The task: Images are not part of the copy; transcribe all the data exactly.

Collected data:
▬▬▬

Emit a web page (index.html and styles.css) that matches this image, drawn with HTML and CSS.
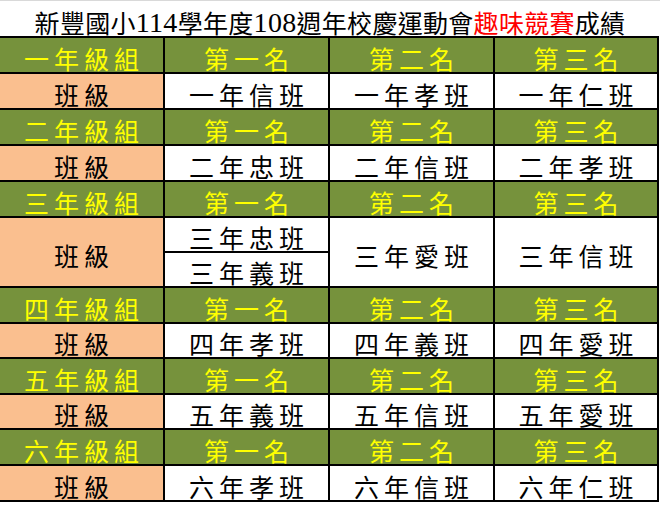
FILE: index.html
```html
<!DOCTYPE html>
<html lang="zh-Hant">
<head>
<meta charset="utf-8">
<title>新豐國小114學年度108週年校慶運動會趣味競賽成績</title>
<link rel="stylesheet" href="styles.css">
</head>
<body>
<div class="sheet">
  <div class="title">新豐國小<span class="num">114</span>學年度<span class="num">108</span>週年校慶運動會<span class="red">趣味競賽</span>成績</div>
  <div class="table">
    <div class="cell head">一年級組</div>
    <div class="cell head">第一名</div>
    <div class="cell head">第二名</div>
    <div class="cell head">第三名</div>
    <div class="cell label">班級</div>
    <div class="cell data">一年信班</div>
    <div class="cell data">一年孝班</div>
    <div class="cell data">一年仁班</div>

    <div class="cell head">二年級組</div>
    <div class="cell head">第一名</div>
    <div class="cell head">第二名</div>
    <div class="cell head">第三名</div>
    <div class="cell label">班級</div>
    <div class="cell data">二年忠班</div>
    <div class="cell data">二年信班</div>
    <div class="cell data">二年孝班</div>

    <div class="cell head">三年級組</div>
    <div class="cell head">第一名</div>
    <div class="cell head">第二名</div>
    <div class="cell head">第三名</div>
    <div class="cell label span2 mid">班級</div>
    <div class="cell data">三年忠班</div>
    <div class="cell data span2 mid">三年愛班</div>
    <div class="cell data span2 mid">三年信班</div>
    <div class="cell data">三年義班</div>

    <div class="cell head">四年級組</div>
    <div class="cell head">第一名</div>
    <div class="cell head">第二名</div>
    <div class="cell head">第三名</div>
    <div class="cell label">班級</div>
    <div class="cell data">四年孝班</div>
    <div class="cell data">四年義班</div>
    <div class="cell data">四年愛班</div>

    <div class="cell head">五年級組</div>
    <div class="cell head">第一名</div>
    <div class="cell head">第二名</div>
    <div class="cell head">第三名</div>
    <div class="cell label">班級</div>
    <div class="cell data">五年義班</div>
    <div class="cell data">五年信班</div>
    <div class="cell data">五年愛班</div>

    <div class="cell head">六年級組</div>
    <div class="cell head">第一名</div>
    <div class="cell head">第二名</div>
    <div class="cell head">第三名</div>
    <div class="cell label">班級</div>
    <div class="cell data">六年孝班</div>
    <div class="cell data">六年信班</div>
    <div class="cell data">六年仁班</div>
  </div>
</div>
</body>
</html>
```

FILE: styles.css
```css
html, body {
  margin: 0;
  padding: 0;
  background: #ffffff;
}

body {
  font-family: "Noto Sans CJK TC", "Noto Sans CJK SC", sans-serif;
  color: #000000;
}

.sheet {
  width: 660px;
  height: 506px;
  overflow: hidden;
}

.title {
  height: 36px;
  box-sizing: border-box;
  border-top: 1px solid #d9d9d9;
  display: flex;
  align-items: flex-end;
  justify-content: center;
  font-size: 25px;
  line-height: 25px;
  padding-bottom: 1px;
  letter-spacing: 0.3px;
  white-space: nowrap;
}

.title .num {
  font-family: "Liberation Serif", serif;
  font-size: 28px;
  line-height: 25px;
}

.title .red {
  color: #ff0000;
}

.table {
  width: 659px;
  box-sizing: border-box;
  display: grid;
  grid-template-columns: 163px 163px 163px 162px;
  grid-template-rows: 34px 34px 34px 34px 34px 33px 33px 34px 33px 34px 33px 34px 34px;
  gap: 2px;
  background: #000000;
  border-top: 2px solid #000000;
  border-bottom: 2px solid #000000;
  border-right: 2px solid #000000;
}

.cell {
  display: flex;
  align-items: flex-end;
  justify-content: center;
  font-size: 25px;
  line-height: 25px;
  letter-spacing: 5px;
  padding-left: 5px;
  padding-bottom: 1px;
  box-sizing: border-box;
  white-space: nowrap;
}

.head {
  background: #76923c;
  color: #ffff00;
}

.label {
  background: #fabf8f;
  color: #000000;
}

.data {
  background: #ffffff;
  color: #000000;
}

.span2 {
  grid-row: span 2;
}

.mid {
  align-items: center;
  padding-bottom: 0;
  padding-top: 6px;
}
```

▬▬▬

Task answer:
Emit a web page (index.html and styles.css) that matches this image, drawn with HTML and CSS.
FILE: index.html
```html
<!DOCTYPE html>
<html lang="zh-Hant">
<head>
<meta charset="utf-8">
<title>新豐國小114學年度108週年校慶運動會趣味競賽成績</title>
<link rel="stylesheet" href="styles.css">
</head>
<body>
<div class="sheet">
  <div class="title">新豐國小<span class="num">114</span>學年度<span class="num">108</span>週年校慶運動會<span class="red">趣味競賽</span>成績</div>
  <div class="table">
    <div class="cell head">一年級組</div>
    <div class="cell head">第一名</div>
    <div class="cell head">第二名</div>
    <div class="cell head">第三名</div>
    <div class="cell label">班級</div>
    <div class="cell data">一年信班</div>
    <div class="cell data">一年孝班</div>
    <div class="cell data">一年仁班</div>

    <div class="cell head">二年級組</div>
    <div class="cell head">第一名</div>
    <div class="cell head">第二名</div>
    <div class="cell head">第三名</div>
    <div class="cell label">班級</div>
    <div class="cell data">二年忠班</div>
    <div class="cell data">二年信班</div>
    <div class="cell data">二年孝班</div>

    <div class="cell head">三年級組</div>
    <div class="cell head">第一名</div>
    <div class="cell head">第二名</div>
    <div class="cell head">第三名</div>
    <div class="cell label span2 mid">班級</div>
    <div class="cell data">三年忠班</div>
    <div class="cell data span2 mid">三年愛班</div>
    <div class="cell data span2 mid">三年信班</div>
    <div class="cell data">三年義班</div>

    <div class="cell head">四年級組</div>
    <div class="cell head">第一名</div>
    <div class="cell head">第二名</div>
    <div class="cell head">第三名</div>
    <div class="cell label">班級</div>
    <div class="cell data">四年孝班</div>
    <div class="cell data">四年義班</div>
    <div class="cell data">四年愛班</div>

    <div class="cell head">五年級組</div>
    <div class="cell head">第一名</div>
    <div class="cell head">第二名</div>
    <div class="cell head">第三名</div>
    <div class="cell label">班級</div>
    <div class="cell data">五年義班</div>
    <div class="cell data">五年信班</div>
    <div class="cell data">五年愛班</div>

    <div class="cell head">六年級組</div>
    <div class="cell head">第一名</div>
    <div class="cell head">第二名</div>
    <div class="cell head">第三名</div>
    <div class="cell label">班級</div>
    <div class="cell data">六年孝班</div>
    <div class="cell data">六年信班</div>
    <div class="cell data">六年仁班</div>
  </div>
</div>
</body>
</html>
```

FILE: styles.css
```css
html, body {
  margin: 0;
  padding: 0;
  background: #ffffff;
}

body {
  font-family: "Noto Sans CJK TC", "Noto Sans CJK SC", sans-serif;
  color: #000000;
}

.sheet {
  width: 660px;
  height: 506px;
  overflow: hidden;
}

.title {
  height: 36px;
  box-sizing: border-box;
  border-top: 1px solid #d9d9d9;
  display: flex;
  align-items: flex-end;
  justify-content: center;
  font-size: 25px;
  line-height: 25px;
  padding-bottom: 1px;
  letter-spacing: 0.3px;
  white-space: nowrap;
}

.title .num {
  font-family: "Liberation Serif", serif;
  font-size: 28px;
  line-height: 25px;
}

.title .red {
  color: #ff0000;
}

.table {
  width: 659px;
  box-sizing: border-box;
  display: grid;
  grid-template-columns: 163px 163px 163px 162px;
  grid-template-rows: 34px 34px 34px 34px 34px 33px 33px 34px 33px 34px 33px 34px 34px;
  gap: 2px;
  background: #000000;
  border-top: 2px solid #000000;
  border-bottom: 2px solid #000000;
  border-right: 2px solid #000000;
}

.cell {
  display: flex;
  align-items: flex-end;
  justify-content: center;
  font-size: 25px;
  line-height: 25px;
  letter-spacing: 5px;
  padding-left: 5px;
  padding-bottom: 1px;
  box-sizing: border-box;
  white-space: nowrap;
}

.head {
  background: #76923c;
  color: #ffff00;
}

.label {
  background: #fabf8f;
  color: #000000;
}

.data {
  background: #ffffff;
  color: #000000;
}

.span2 {
  grid-row: span 2;
}

.mid {
  align-items: center;
  padding-bottom: 0;
  padding-top: 6px;
}
```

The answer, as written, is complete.